Saturday 9 December 2006

Bring David Home

I would have spent today at home with my nose to the grindstone, atoning for a week of procrastinatory hedgehog googling, except that my ex-Liberal-Party, lefter-than-thou, Ruddock's-bad-for-my-blood-pressure Dad guilted me into going to the David Hicks demo.

And a good thing, too. There's something for everyone in the Bring David Home campaign. The Socialist Alliance kids can use Hicks' detention as proof that the PM's a fascist. Fine upstanding legal personages can politely discuss habeas corpus with dreadlocked anarchists. For everyone else, it's the first chance to wear Guantanamo Bay orange since the shortlived citrus phase of '95.

So no surprise to find myself standing with a Spartacist vendor on my left and the president of the bar association on my right. A bit more of a surprise, though, to see the NSW police joining in.



That's an orange police escort car, if I'm not mistaken. I have never seen an orange police vehicle before. At the risk of shedding street-cred by the gallon for want of the right and proper cynicism, it does look suspiciously like the NSW police have deliberately turned up in the protest colour du jour. Am I drawing too long a bow in suggesting that the NSW police want to Bring David Home? Gentlemen of the jury, I think not. The NSW police want to Bring David Home, and they won't rest until he gets here.

Likewise, this orange traffic light -



- one of many orange traffic lights visible today to the casual observer - seems close to categorical proof that the Roads and Traffic Authority feels the same way. Bring David Home, says the RTA, and give way to traffic already in the roundabout while you're at it.
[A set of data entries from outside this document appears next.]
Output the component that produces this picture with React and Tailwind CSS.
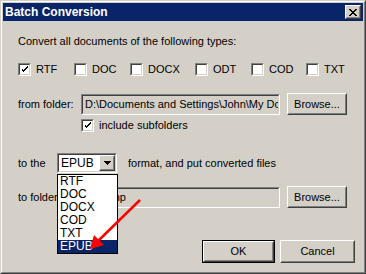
import React from 'react';

const FONT = { fontFamily: '"Liberation Sans", Arial, sans-serif' };

const TYPES = [
    { label: 'RTF', checked: true, w: 'w-[56px]' },
    { label: 'DOC', checked: false, w: 'w-[56px]' },
    { label: 'DOCX', checked: false, w: 'w-[65px]' },
    { label: 'ODT', checked: false, w: 'w-[56px]' },
    { label: 'COD', checked: false, w: 'w-[55px]' },
    { label: 'TXT', checked: false, w: 'w-auto' },
];

const LIST = ['RTF', 'DOC', 'DOCX', 'COD', 'TXT', 'EPUB'];

function Sunken({ className = '', children }) {
    return (
        <div className={`shrink-0 border border-t-[#808080] border-l-[#808080] border-b-white border-r-white ${className}`}>
            <div className="w-full h-full border border-t-[#404040] border-l-[#404040] border-b-[#d4d0c8] border-r-[#d4d0c8] overflow-hidden">
                {children}
            </div>
        </div>
    );
}

function Raised({ className = '', children, inner = '' }) {
    return (
        <div className={`shrink-0 border border-t-white border-l-white border-b-[#404040] border-r-[#404040] ${className}`}>
            <div className={`w-full h-full border border-t-[#d4d0c8] border-l-[#d4d0c8] border-b-[#808080] border-r-[#808080] flex items-center justify-center ${inner}`}>
                {children}
            </div>
        </div>
    );
}

function Checkbox({ checked }) {
    return (
        <Sunken className="w-[13px] h-[13px]">
            <div className="w-full h-full bg-white flex items-center justify-center">
                {checked && (
                    <svg width="7" height="7" viewBox="0 0 7 7" shapeRendering="crispEdges">
                        <path d="M0 2h1v3h1v1h1v-1h1v-1h1v-1h1v-1h1v-2h-1v1h-1v1h-1v1h-1v1h-1v-1h-1v-1h-1z" fill="#000" />
                    </svg>
                )}
            </div>
        </Sunken>
    );
}

function Button({ children, className = '' }) {
    return (
        <Raised className={className}>
            <span className="text-[11px] text-black leading-none">{children}</span>
        </Raised>
    );
}

export default function App() {
    return (
        <div className="w-[366px] h-[274px] bg-[#d4d0c8] text-black text-[11px]" style={FONT}>
            <div className="relative w-full h-full border border-t-[#d4d0c8] border-l-[#d4d0c8] border-b-[#404040] border-r-[#404040]">
                <div className="w-full h-full border border-t-white border-l-white border-b-[#808080] border-r-[#808080] p-px flex flex-col">
                    {/* Title bar */}
                    <div className="h-[18px] bg-[#0a246a] flex items-center pl-[2px] pr-[2px]">
                        <span className="text-white font-bold text-[12px] leading-none">Batch Conversion</span>
                        <Raised className="ml-auto w-[16px] h-[14px]" inner="bg-[#d4d0c8]">
                            <svg width="8" height="7" viewBox="0 0 8 7" shapeRendering="crispEdges">
                                <path d="M0 0h2v1h1v1h2v-1h1v-1h2v1h-1v1h-1v1h-1v1h1v1h1v1h1v1h-2v-1h-1v-1h-2v1h-1v1h-2v-1h1v-1h1v-1h1v-1h-1v-1h-1z" fill="#000" />
                            </svg>
                        </Raised>
                    </div>

                    {/* Body */}
                    <div className="flex flex-col pl-[15px] leading-[13px]">
                        <div className="mt-[14px]">Convert all documents of the following types:</div>

                        <div className="mt-[15px] flex items-center h-[13px]">
                            {TYPES.map(t => (
                                <div key={t.label} className={`flex items-center gap-[5px] ${t.w}`}>
                                    <Checkbox checked={t.checked} />
                                    <span>{t.label}</span>
                                </div>
                            ))}
                        </div>

                        <div className="mt-[17px] flex items-center h-[22px]">
                            <span className="w-[63px] shrink-0">from folder:</span>
                            <Sunken className="w-[199px] h-[21px]">
                                <div className="h-full flex items-center pl-[2px] whitespace-nowrap">D:\Documents and Settings\John\My Documents</div>
                            </Sunken>
                            <Button className="ml-[7px] w-[60px] h-[22px]">Browse...</Button>
                        </div>

                        <div className="mt-[4px] ml-[63px] flex items-center gap-[5px] h-[13px]">
                            <Checkbox checked />
                            <span>include subfolders</span>
                        </div>

                        <div className="mt-[21px] flex items-center h-[20px]">
                            <span className="w-[39px] shrink-0">to the</span>
                            <Sunken className="w-[60px] h-[20px]">
                                <div className="w-full h-full bg-white flex items-center">
                                    <span className="pl-[2px] text-[12px]">EPUB</span>
                                    <Raised className="ml-auto w-[16px] h-[16px]" inner="bg-[#d4d0c8]">
                                        <svg width="7" height="4" viewBox="0 0 7 4" shapeRendering="crispEdges">
                                            <path d="M0 0h7v1h-1v1h-1v1h-1v1h-1v-1h-1v-1h-1v-1h-1z" fill="#000" />
                                        </svg>
                                    </Raised>
                                </div>
                            </Sunken>
                            <span className="ml-[11px]">format, and put converted files</span>
                        </div>

                        <div className="mt-[13px] flex items-center h-[22px]">
                            <span className="w-[63px] shrink-0">to folder:</span>
                            <Sunken className="w-[199px] h-[21px]">
                                <div className="h-full flex items-center pl-[2px] whitespace-nowrap">C:\Temp</div>
                            </Sunken>
                            <Button className="ml-[7px] w-[60px] h-[22px]">Browse...</Button>
                        </div>

                        <div className="mt-[32px] flex items-center pl-[184px] gap-[5px]">
                            <div className="border border-black">
                                <Button className="w-[71px] h-[21px]">OK</Button>
                            </div>
                            <Button className="w-[75px] h-[23px]">Cancel</Button>
                        </div>
                    </div>
                </div>

                {/* Open dropdown list */}
                <div className="absolute left-[56px] top-[173px] w-[61px] h-[80px] bg-white border border-black flex flex-col text-[12px] leading-[13px]">
                    {LIST.map(item => (
                        <div
                            key={item}
                            className={`h-[13px] pl-[2px] ${item === 'EPUB' ? 'bg-[#0a246a] text-white' : 'text-black'}`}
                        >
                            {item}
                        </div>
                    ))}
                </div>

                {/* Red arrow */}
                <svg className="absolute left-0 top-0 pointer-events-none" width="366" height="274">
                    <line x1="139" y1="199" x2="96" y2="241" stroke="#ff0000" strokeWidth="2.5" />
                    <polygon points="89,248 93,234 103,244" fill="#ff0000" />
                </svg>
            </div>
        </div>
    );
}
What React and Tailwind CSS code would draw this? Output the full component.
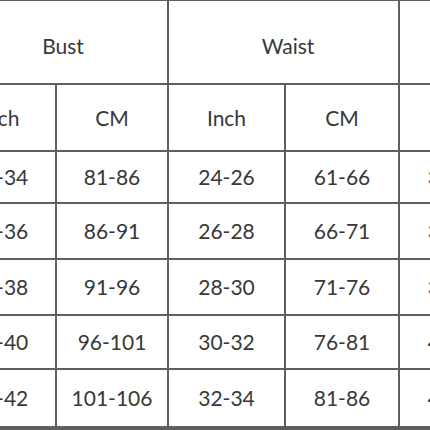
import React from "react";

const rows = [
  ["32-34", "81-86", "24-26", "61-66", "34-36"],
  ["34-36", "86-91", "26-28", "66-71", "36-38"],
  ["36-38", "91-96", "28-30", "71-76", "38-40"],
  ["38-40", "96-101", "30-32", "76-81", "40-42"],
  ["40-42", "101-106", "32-34", "81-86", "42-44"],
];

export default function App() {
  return (
    <div className="w-[430px] h-[430px] overflow-hidden bg-white">
      <div
        className="ml-[-55px] w-[610px] grid grid-cols-[110px_110px_115px_112px_112px_110px] grid-rows-[82px_65px_50px_54px_54px_52px_56px_40px] gap-[2px] pt-[1px] bg-[#5e5e5e] text-[#383838] text-[21px]"
        style={{ fontFamily: "Lato, 'Open Sans', sans-serif" }}
      >
        <div className="col-span-2 bg-white flex items-center justify-center pl-[14px] pt-[8px]">Bust</div>
        <div className="col-span-2 bg-white flex items-center justify-center pl-[9px] pt-[8px]">Waist</div>
        <div className="col-span-2 bg-white flex items-center justify-center pt-[8px]">Hips</div>
        {["Inch", "CM", "Inch", "CM", "Inch", "CM"].map((t, i) => (
          <div key={"h" + i} className="bg-white flex items-center justify-center pt-[1px]">
            {t}
          </div>
        ))}
        {rows.map((r, ri) =>
          [...r, ""].map((v, ci) => (
            <div key={ri + "-" + ci} className="bg-white flex items-center justify-center">
              {v}
            </div>
          ))
        )}
      </div>
    </div>
  );
}
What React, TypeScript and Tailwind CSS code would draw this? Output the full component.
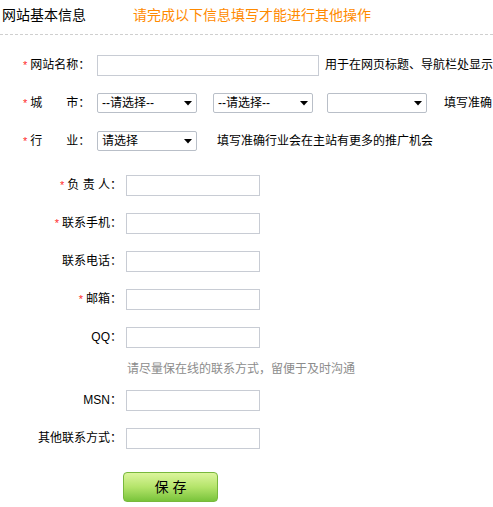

Australia's agricultural sector, involved in civil liberties activism for many years, has indicated its complete support for Bringing David Home with the release of this limited edition fruit:



No government which knows where its bread is buttered is going to ignore a clear signal like that.

4 comments:

TimT said...

An orange police car?

Maybe it's a member of a police car cult. Did it go around singing "Cari, Cari, Cari Cari Krishna?" and beeping?

Or maybe it's a gay police car. You know, a car that hangs around in bars.

Alexis, Baron von Harlot said...

You know, you're RIGHT! I knew there was something funny about that constable sitting in the lotus position.

And there was I thinking that the police were tools of the establishment ...

Anonymous said...

i must lodge a conscientious objection to the delegation of the colour orange to 'that short lived citrus phase' in the badlands of the mid-nineties. some of us have kept the tangerine dream alive. i note too that huysmans loved orange for being the most unnatural of colours. i still don't understand why he deems orange unnatural but i wonder if this has anything to do with its frequent association with messages like: 'watch out!' 'don't touch' 'go away.' that's all.

Alexis, Baron von Harlot said...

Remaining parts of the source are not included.